**STORED DATA**:
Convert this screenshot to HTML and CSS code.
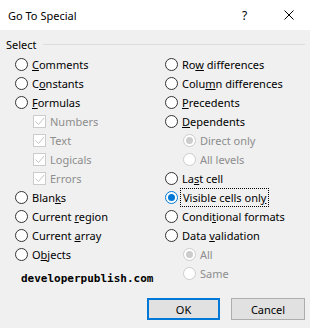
FILE: index.html
```html
<!DOCTYPE html>
<html lang="en">
  <head>
    <meta charset="UTF-8" />
    <title>Go To Special</title>
    <link rel="stylesheet" href="styles.css">
  </head>
  <body>
    <div class="titlebar">
      <span class="title">Go To Special</span>
      <span class="help">?</span>
      <svg class="close" width="10" height="10" viewBox="0 0 10 10">
        <path d="M0.5 0.5 L9.5 9.5 M9.5 0.5 L0.5 9.5" stroke="#000" stroke-width="1" fill="none" />
      </svg>
    </div>

    <div class="group-head">
      <span>Select</span>
      <span class="rule"></span>
    </div>

    <div class="cols">
      <div class="col">
        <div class="row"><span class="radio"></span><span><u>C</u>omments</span></div>
        <div class="row"><span class="radio"></span><span>C<u>o</u>nstants</span></div>
        <div class="row"><span class="radio"></span><span><u>F</u>ormulas</span></div>
        <div class="row sub off"><span class="check">
          <svg width="11" height="11" viewBox="0 0 11 11"><path d="M1.5 5.5 L4.5 8.5 L10 2" stroke="#c4c4c4" fill="none" /></svg>
        </span><span>Numbers</span></div>
        <div class="row sub off"><span class="check">
          <svg width="11" height="11" viewBox="0 0 11 11"><path d="M1.5 5.5 L4.5 8.5 L10 2" stroke="#c4c4c4" fill="none" /></svg>
        </span><span>Text</span></div>
        <div class="row sub off"><span class="check">
          <svg width="11" height="11" viewBox="0 0 11 11"><path d="M1.5 5.5 L4.5 8.5 L10 2" stroke="#c4c4c4" fill="none" /></svg>
        </span><span>Logicals</span></div>
        <div class="row sub off"><span class="check">
          <svg width="11" height="11" viewBox="0 0 11 11"><path d="M1.5 5.5 L4.5 8.5 L10 2" stroke="#c4c4c4" fill="none" /></svg>
        </span><span>Errors</span></div>
        <div class="row"><span class="radio"></span><span>Blan<u>k</u>s</span></div>
        <div class="row"><span class="radio"></span><span>Current <u>r</u>egion</span></div>
        <div class="row"><span class="radio"></span><span>Current <u>a</u>rray</span></div>
        <div class="row"><span class="radio"></span><span>O<u>b</u>jects</span></div>
        <div class="brand">developerpublish.com</div>
      </div>

      <div class="col">
        <div class="row"><span class="radio"></span><span>Ro<u>w</u> differences</span></div>
        <div class="row"><span class="radio"></span><span>Colu<u>m</u>n differences</span></div>
        <div class="row"><span class="radio"></span><span><u>P</u>recedents</span></div>
        <div class="row"><span class="radio"></span><span><u>D</u>ependents</span></div>
        <div class="row sub off"><span class="radio on"></span><span>Direct only</span></div>
        <div class="row sub off"><span class="radio"></span><span>All levels</span></div>
        <div class="row"><span class="radio"></span><span>La<u>s</u>t cell</span></div>
        <div class="row"><span class="radio on"></span><span class="focus">Visible cells onl<u>y</u></span></div>
        <div class="row"><span class="radio"></span><span>Condi<u>t</u>ional formats</span></div>
        <div class="row"><span class="radio"></span><span>Data <u>v</u>alidation</span></div>
        <div class="row sub off"><span class="radio on"></span><span>All</span></div>
        <div class="row sub off"><span class="radio"></span><span>Same</span></div>
      </div>
    </div>

    <div class="buttons">
      <button class="btn default">OK</button>
      <button class="btn">Cancel</button>
    </div>
  </body>
</html>
```

FILE: styles.css
```css
body {
  margin: 0;
  width: 310px;
  height: 328px;
  overflow: hidden;
  background: #f0f0f0;
  font-family: "Noto Sans", sans-serif;
  font-size: 11px;
  color: #000;
}

.titlebar {
  height: 30px;
  background: #fff;
  display: flex;
  align-items: center;
  padding-left: 8px;
}

.title {
  flex: 1;
  font-size: 11px;
}

.help {
  width: 8px;
  margin-right: 34px;
  font-size: 12px;
}

.close {
  margin-right: 16px;
}

.group-head {
  display: flex;
  align-items: center;
  height: 16px;
  margin-top: 6px;
  padding: 0 5px 0 6px;
  gap: 6px;
}

.rule {
  flex: 1;
  height: 1px;
  background: #dcdcdc;
}

.cols {
  display: grid;
  grid-template-columns: 150px 150px;
  padding-left: 15px;
  margin-top: 3px;
  height: 231px;
}

.row {
  height: 19px;
  display: flex;
  align-items: center;
  gap: 4px;
  white-space: nowrap;
}

.row u {
  text-underline-offset: 1px;
}

.row.sub {
  padding-left: 18px;
}

.row.off {
  color: #8d8d8d;
}

.radio {
  box-sizing: border-box;
  width: 13px;
  height: 13px;
  border: 1px solid #333;
  border-radius: 50%;
  background: #fff;
  display: flex;
  align-items: center;
  justify-content: center;
}

.radio.on {
  border-color: #0078d7;
}

.radio.on:after {
  content: "";
  width: 7px;
  height: 7px;
  border-radius: 50%;
  background: #0078d7;
}

.off .radio {
  border-color: #cccccc;
}

.off .radio.on:after {
  background: #cccccc;
}

.check {
  box-sizing: border-box;
  width: 13px;
  height: 13px;
  border: 1px solid #cccccc;
  background: #fff;
  display: flex;
  align-items: center;
  justify-content: center;
}

.focus {
  outline: 1px dotted #000;
  outline-offset: 1px;
  padding: 0 1px;
}

.brand {
  margin: 8px 0 0 6px;
  height: 14px;
  line-height: 14px;
  font-family: "DejaVu Sans Mono", monospace;
  font-weight: bold;
  font-size: 11px;
}

.buttons {
  display: flex;
  justify-content: flex-end;
  gap: 11px;
  padding-right: 5px;
  margin-top: 12px;
}

.btn {
  box-sizing: border-box;
  height: 22px;
  width: 74px;
  background: #e1e1e1;
  border: 1px solid #adadad;
  font-family: "Noto Sans", sans-serif;
  font-size: 11px;
  color: #000;
  padding: 0;
}

.btn.default {
  width: 73px;
  border: 2px solid #0078d7;
}
```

**TASK DESCRIPTION**: Repeat the material above word for word, please, apart from its images.

**RESPONSE FOR THIS EXERCISE**:
Convert this screenshot to HTML and CSS code.
FILE: index.html
```html
<!DOCTYPE html>
<html lang="en">
  <head>
    <meta charset="UTF-8" />
    <title>Go To Special</title>
    <link rel="stylesheet" href="styles.css">
  </head>
  <body>
    <div class="titlebar">
      <span class="title">Go To Special</span>
      <span class="help">?</span>
      <svg class="close" width="10" height="10" viewBox="0 0 10 10">
        <path d="M0.5 0.5 L9.5 9.5 M9.5 0.5 L0.5 9.5" stroke="#000" stroke-width="1" fill="none" />
      </svg>
    </div>

    <div class="group-head">
      <span>Select</span>
      <span class="rule"></span>
    </div>

    <div class="cols">
      <div class="col">
        <div class="row"><span class="radio"></span><span><u>C</u>omments</span></div>
        <div class="row"><span class="radio"></span><span>C<u>o</u>nstants</span></div>
        <div class="row"><span class="radio"></span><span><u>F</u>ormulas</span></div>
        <div class="row sub off"><span class="check">
          <svg width="11" height="11" viewBox="0 0 11 11"><path d="M1.5 5.5 L4.5 8.5 L10 2" stroke="#c4c4c4" fill="none" /></svg>
        </span><span>Numbers</span></div>
        <div class="row sub off"><span class="check">
          <svg width="11" height="11" viewBox="0 0 11 11"><path d="M1.5 5.5 L4.5 8.5 L10 2" stroke="#c4c4c4" fill="none" /></svg>
        </span><span>Text</span></div>
        <div class="row sub off"><span class="check">
          <svg width="11" height="11" viewBox="0 0 11 11"><path d="M1.5 5.5 L4.5 8.5 L10 2" stroke="#c4c4c4" fill="none" /></svg>
        </span><span>Logicals</span></div>
        <div class="row sub off"><span class="check">
          <svg width="11" height="11" viewBox="0 0 11 11"><path d="M1.5 5.5 L4.5 8.5 L10 2" stroke="#c4c4c4" fill="none" /></svg>
        </span><span>Errors</span></div>
        <div class="row"><span class="radio"></span><span>Blan<u>k</u>s</span></div>
        <div class="row"><span class="radio"></span><span>Current <u>r</u>egion</span></div>
        <div class="row"><span class="radio"></span><span>Current <u>a</u>rray</span></div>
        <div class="row"><span class="radio"></span><span>O<u>b</u>jects</span></div>
        <div class="brand">developerpublish.com</div>
      </div>

      <div class="col">
        <div class="row"><span class="radio"></span><span>Ro<u>w</u> differences</span></div>
        <div class="row"><span class="radio"></span><span>Colu<u>m</u>n differences</span></div>
        <div class="row"><span class="radio"></span><span><u>P</u>recedents</span></div>
        <div class="row"><span class="radio"></span><span><u>D</u>ependents</span></div>
        <div class="row sub off"><span class="radio on"></span><span>Direct only</span></div>
        <div class="row sub off"><span class="radio"></span><span>All levels</span></div>
        <div class="row"><span class="radio"></span><span>La<u>s</u>t cell</span></div>
        <div class="row"><span class="radio on"></span><span class="focus">Visible cells onl<u>y</u></span></div>
        <div class="row"><span class="radio"></span><span>Condi<u>t</u>ional formats</span></div>
        <div class="row"><span class="radio"></span><span>Data <u>v</u>alidation</span></div>
        <div class="row sub off"><span class="radio on"></span><span>All</span></div>
        <div class="row sub off"><span class="radio"></span><span>Same</span></div>
      </div>
    </div>

    <div class="buttons">
      <button class="btn default">OK</button>
      <button class="btn">Cancel</button>
    </div>
  </body>
</html>
```

FILE: styles.css
```css
body {
  margin: 0;
  width: 310px;
  height: 328px;
  overflow: hidden;
  background: #f0f0f0;
  font-family: "Noto Sans", sans-serif;
  font-size: 11px;
  color: #000;
}

.titlebar {
  height: 30px;
  background: #fff;
  display: flex;
  align-items: center;
  padding-left: 8px;
}

.title {
  flex: 1;
  font-size: 11px;
}

.help {
  width: 8px;
  margin-right: 34px;
  font-size: 12px;
}

.close {
  margin-right: 16px;
}

.group-head {
  display: flex;
  align-items: center;
  height: 16px;
  margin-top: 6px;
  padding: 0 5px 0 6px;
  gap: 6px;
}

.rule {
  flex: 1;
  height: 1px;
  background: #dcdcdc;
}

.cols {
  display: grid;
  grid-template-columns: 150px 150px;
  padding-left: 15px;
  margin-top: 3px;
  height: 231px;
}

.row {
  height: 19px;
  display: flex;
  align-items: center;
  gap: 4px;
  white-space: nowrap;
}

.row u {
  text-underline-offset: 1px;
}

.row.sub {
  padding-left: 18px;
}

.row.off {
  color: #8d8d8d;
}

.radio {
  box-sizing: border-box;
  width: 13px;
  height: 13px;
  border: 1px solid #333;
  border-radius: 50%;
  background: #fff;
  display: flex;
  align-items: center;
  justify-content: center;
}

.radio.on {
  border-color: #0078d7;
}

.radio.on:after {
  content: "";
  width: 7px;
  height: 7px;
  border-radius: 50%;
  background: #0078d7;
}

.off .radio {
  border-color: #cccccc;
}

.off .radio.on:after {
  background: #cccccc;
}

.check {
  box-sizing: border-box;
  width: 13px;
  height: 13px;
  border: 1px solid #cccccc;
  background: #fff;
  display: flex;
  align-items: center;
  justify-content: center;
}

.focus {
  outline: 1px dotted #000;
  outline-offset: 1px;
  padding: 0 1px;
}

.brand {
  margin: 8px 0 0 6px;
  height: 14px;
  line-height: 14px;
  font-family: "DejaVu Sans Mono", monospace;
  font-weight: bold;
  font-size: 11px;
}

.buttons {
  display: flex;
  justify-content: flex-end;
  gap: 11px;
  padding-right: 5px;
  margin-top: 12px;
}

.btn {
  box-sizing: border-box;
  height: 22px;
  width: 74px;
  background: #e1e1e1;
  border: 1px solid #adadad;
  font-family: "Noto Sans", sans-serif;
  font-size: 11px;
  color: #000;
  padding: 0;
}

.btn.default {
  width: 73px;
  border: 2px solid #0078d7;
}
```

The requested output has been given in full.